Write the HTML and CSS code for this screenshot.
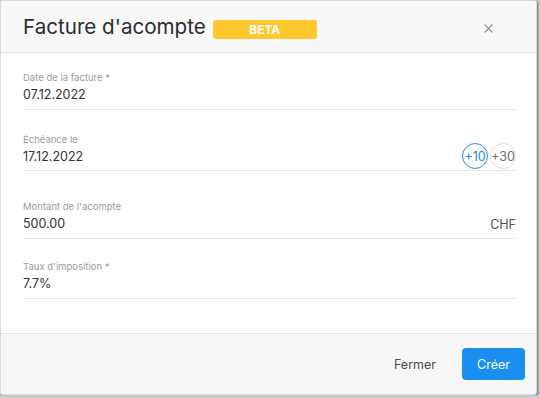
FILE: index.html
```html
<!doctype html>
<html lang="fr">
  <head>
    <meta charset="UTF-8" />
    <meta name="viewport" content="width=device-width, initial-scale=1.0" />
    <title>Facture d'acompte</title>
    <link rel="stylesheet" href="styles.css">
  </head>
  <body>
    <div class="dialog">
      <header class="dialog-header">
        <h1>Facture d'acompte</h1>
        <span class="badge">BETA</span>
        <button class="close" aria-label="Fermer">
          <svg width="9" height="9" viewBox="0 0 9 9"><path d="M0.5 0.5L8.5 8.5M8.5 0.5L0.5 8.5" stroke="#8a8d92" stroke-width="1.1" fill="none"/></svg>
        </button>
      </header>

      <div class="dialog-body">
        <div class="field">
          <label>Date de la facture *</label>
          <div class="field-row">
            <span class="value">07.12.2022</span>
          </div>
        </div>

        <div class="field field-due">
          <label>Échéance le</label>
          <div class="field-row">
            <span class="value">17.12.2022</span>
            <div class="chips">
              <span class="chip chip-active">+10</span>
              <span class="chip">+30</span>
            </div>
          </div>
        </div>

        <div class="field field-amount">
          <label>Montant de l'acompte</label>
          <div class="field-row">
            <span class="value">500.00</span>
            <span class="suffix">CHF</span>
          </div>
        </div>

        <div class="field field-tax">
          <label>Taux d'imposition *</label>
          <div class="field-row">
            <span class="value">7.7%</span>
          </div>
        </div>
      </div>

      <footer class="dialog-footer">
        <button class="btn btn-link">Fermer</button>
        <button class="btn btn-primary">Créer</button>
      </footer>
    </div>
  </body>
</html>
```

FILE: styles.css
```css
body {
  margin: 0;
  padding: 0;
  font-family: Inter, "Liberation Sans", Arial, sans-serif;
  background-color: #c9cbcf;
}

.dialog {
  width: 537px;
  height: 395px;
  box-sizing: border-box;
  display: flex;
  flex-direction: column;
  background-color: #ffffff;
  border: 1px solid #d7dade;
  border-radius: 3px;
  box-shadow: 1px 1px 2px rgba(0, 0, 0, 0.45);
  overflow: hidden;
}

/* Header */
.dialog-header {
  height: 49px;
  display: flex;
  align-items: center;
  padding: 2px 22px 0 22px;
  background-color: #f8f8f9;
  border-bottom: 1px solid #e1e3e6;
}

.dialog-header h1 {
  margin: 0;
  font-size: 20.6px;
  font-weight: 400;
  line-height: 1;
  color: #2b2d31;
}

.badge {
  margin-left: 7px;
  margin-top: 3px;
  width: 104px;
  height: 19px;
  line-height: 19px;
  text-align: center;
  border-radius: 3px;
  background-color: #ffc82e;
  color: #ffffff;
  font-size: 12px;
  font-weight: 700;
}

.close {
  margin-left: auto;
  margin-right: 21px;
  margin-top: 2px;
  padding: 0;
  border: 0;
  background: none;
  display: flex;
}

/* Body */
.dialog-body {
  flex: 1;
  padding: 19px 20px 0 22px;
}

.field {
  border-bottom: 1px solid #e4e5e7;
  padding-bottom: 6px;
}

.field label {
  display: block;
  font-size: 9.5px;
  line-height: 12px;
  color: #9a9ca0;
  margin-bottom: 3px;
}

.field-row {
  display: flex;
  align-items: center;
  height: 16px;
}

.value {
  font-size: 12.5px;
  line-height: 16px;
  color: #303236;
}

.suffix {
  margin-left: auto;
  font-size: 12.5px;
  color: #505357;
}

.field-due {
  margin-top: 24px;
  padding-bottom: 5px;
}

.field-amount {
  margin-top: 30px;
}

.field-tax {
  margin-top: 22px;
}

.chips {
  margin-left: auto;
  display: flex;
  gap: 2px;
}

.chip {
  width: 24px;
  height: 24px;
  margin: -6px 0 -4px;
  border-radius: 50%;
  border: 1px solid #dddfe2;
  display: flex;
  align-items: center;
  justify-content: center;
  font-size: 12.5px;
  color: #6b6e73;
}

.chip-active {
  border-color: #2a8be4;
  color: #2a8be4;
}

/* Footer */
.dialog-footer {
  height: 60px;
  display: flex;
  align-items: center;
  justify-content: flex-end;
  gap: 14px;
  padding: 0 11px;
  background-color: #f7f7f7;
  border-top: 1px solid #e1e3e6;
}

.btn {
  font-family: inherit;
  font-size: 12.5px;
  border: 0;
  border-radius: 4px;
  height: 32px;
  cursor: pointer;
}

.btn-link {
  background: none;
  color: #4a4d52;
  padding: 0 12px;
}

.btn-primary {
  width: 63px;
  background-color: #1a8ff0;
  color: #ffffff;
}
```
****
TASK OBJECTIVE: Restate the full listing verbatim and drop every picture.

REPLY TO THE TASK:
Write the HTML and CSS code for this screenshot.
FILE: index.html
```html
<!doctype html>
<html lang="fr">
  <head>
    <meta charset="UTF-8" />
    <meta name="viewport" content="width=device-width, initial-scale=1.0" />
    <title>Facture d'acompte</title>
    <link rel="stylesheet" href="styles.css">
  </head>
  <body>
    <div class="dialog">
      <header class="dialog-header">
        <h1>Facture d'acompte</h1>
        <span class="badge">BETA</span>
        <button class="close" aria-label="Fermer">
          <svg width="9" height="9" viewBox="0 0 9 9"><path d="M0.5 0.5L8.5 8.5M8.5 0.5L0.5 8.5" stroke="#8a8d92" stroke-width="1.1" fill="none"/></svg>
        </button>
      </header>

      <div class="dialog-body">
        <div class="field">
          <label>Date de la facture *</label>
          <div class="field-row">
            <span class="value">07.12.2022</span>
          </div>
        </div>

        <div class="field field-due">
          <label>Échéance le</label>
          <div class="field-row">
            <span class="value">17.12.2022</span>
            <div class="chips">
              <span class="chip chip-active">+10</span>
              <span class="chip">+30</span>
            </div>
          </div>
        </div>

        <div class="field field-amount">
          <label>Montant de l'acompte</label>
          <div class="field-row">
            <span class="value">500.00</span>
            <span class="suffix">CHF</span>
          </div>
        </div>

        <div class="field field-tax">
          <label>Taux d'imposition *</label>
          <div class="field-row">
            <span class="value">7.7%</span>
          </div>
        </div>
      </div>

      <footer class="dialog-footer">
        <button class="btn btn-link">Fermer</button>
        <button class="btn btn-primary">Créer</button>
      </footer>
    </div>
  </body>
</html>
```

FILE: styles.css
```css
body {
  margin: 0;
  padding: 0;
  font-family: Inter, "Liberation Sans", Arial, sans-serif;
  background-color: #c9cbcf;
}

.dialog {
  width: 537px;
  height: 395px;
  box-sizing: border-box;
  display: flex;
  flex-direction: column;
  background-color: #ffffff;
  border: 1px solid #d7dade;
  border-radius: 3px;
  box-shadow: 1px 1px 2px rgba(0, 0, 0, 0.45);
  overflow: hidden;
}

/* Header */
.dialog-header {
  height: 49px;
  display: flex;
  align-items: center;
  padding: 2px 22px 0 22px;
  background-color: #f8f8f9;
  border-bottom: 1px solid #e1e3e6;
}

.dialog-header h1 {
  margin: 0;
  font-size: 20.6px;
  font-weight: 400;
  line-height: 1;
  color: #2b2d31;
}

.badge {
  margin-left: 7px;
  margin-top: 3px;
  width: 104px;
  height: 19px;
  line-height: 19px;
  text-align: center;
  border-radius: 3px;
  background-color: #ffc82e;
  color: #ffffff;
  font-size: 12px;
  font-weight: 700;
}

.close {
  margin-left: auto;
  margin-right: 21px;
  margin-top: 2px;
  padding: 0;
  border: 0;
  background: none;
  display: flex;
}

/* Body */
.dialog-body {
  flex: 1;
  padding: 19px 20px 0 22px;
}

.field {
  border-bottom: 1px solid #e4e5e7;
  padding-bottom: 6px;
}

.field label {
  display: block;
  font-size: 9.5px;
  line-height: 12px;
  color: #9a9ca0;
  margin-bottom: 3px;
}

.field-row {
  display: flex;
  align-items: center;
  height: 16px;
}

.value {
  font-size: 12.5px;
  line-height: 16px;
  color: #303236;
}

.suffix {
  margin-left: auto;
  font-size: 12.5px;
  color: #505357;
}

.field-due {
  margin-top: 24px;
  padding-bottom: 5px;
}

.field-amount {
  margin-top: 30px;
}

.field-tax {
  margin-top: 22px;
}

.chips {
  margin-left: auto;
  display: flex;
  gap: 2px;
}

.chip {
  width: 24px;
  height: 24px;
  margin: -6px 0 -4px;
  border-radius: 50%;
  border: 1px solid #dddfe2;
  display: flex;
  align-items: center;
  justify-content: center;
  font-size: 12.5px;
  color: #6b6e73;
}

.chip-active {
  border-color: #2a8be4;
  color: #2a8be4;
}

/* Footer */
.dialog-footer {
  height: 60px;
  display: flex;
  align-items: center;
  justify-content: flex-end;
  gap: 14px;
  padding: 0 11px;
  background-color: #f7f7f7;
  border-top: 1px solid #e1e3e6;
}

.btn {
  font-family: inherit;
  font-size: 12.5px;
  border: 0;
  border-radius: 4px;
  height: 32px;
  cursor: pointer;
}

.btn-link {
  background: none;
  color: #4a4d52;
  padding: 0 12px;
}

.btn-primary {
  width: 63px;
  background-color: #1a8ff0;
  color: #ffffff;
}
```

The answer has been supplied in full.